Growth Rates in the Quaquaversal Tiling

TL;DR

This paper analyzes how anisotropy in finite quaquaversal tilings diminishes with size, revealing specific scaling laws for tile orientations and their distribution, which has implications for identifying similar physical quasicrystals.

Contribution

It provides the first detailed quantitative analysis of the anisotropy scaling rates in finite quaquaversal tilings, including orientation distribution and approach to isotropy.

Findings

Tiles in a volume N appear in O(N^{1/6}) orientations.

A small subset of orientations accounts for most tiles.

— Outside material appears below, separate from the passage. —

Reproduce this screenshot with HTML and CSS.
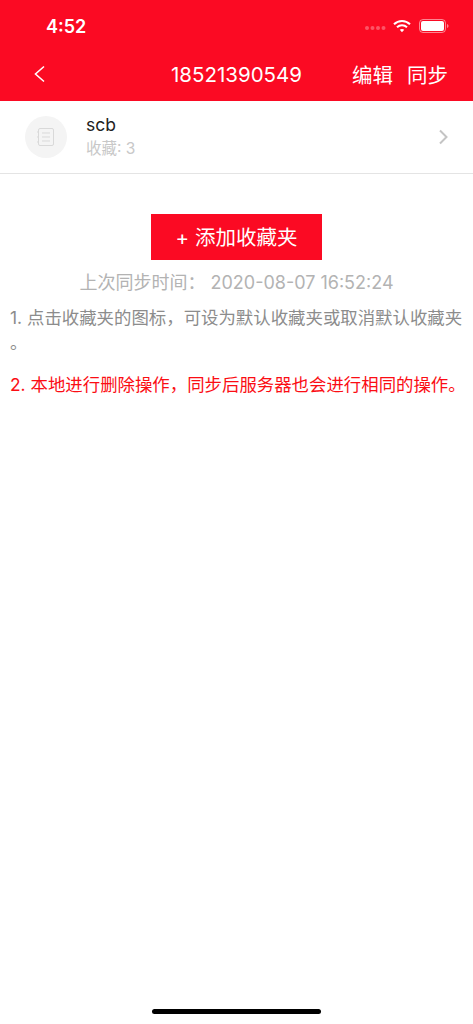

Sample averages approach ergodic limits as N^{-1/336}.

Abstract

Conway and Radin's "quaquaversal" tiling of R^3 is known to exhibit statistical rotational symmetry in the infinite volume limit. A finite patch, however, cannot be perfectly isotropic, and we compute the rates at which the anisotropy scales with size. In a sample of volume N, tiles appear in O(N^{1/6}) distinct orientations. However, the orientations are not uniformly populated. A small (O(N^{1/84})) set of these orientations account for the majority of the tiles. Furthermore, these orientations are not uniformly distributed on SO(3). Sample averages of functions on SO(3) seem to approach their ergodic limits as N^{-1/336}. Since even macroscopic patches of a quaquaversal tiling maintain noticable anisotropy, a hypothetical physical quasicrystal whose structure was similar to the quaquaversal tiling could be identified by anisotropic features of its electron diffraction pattern.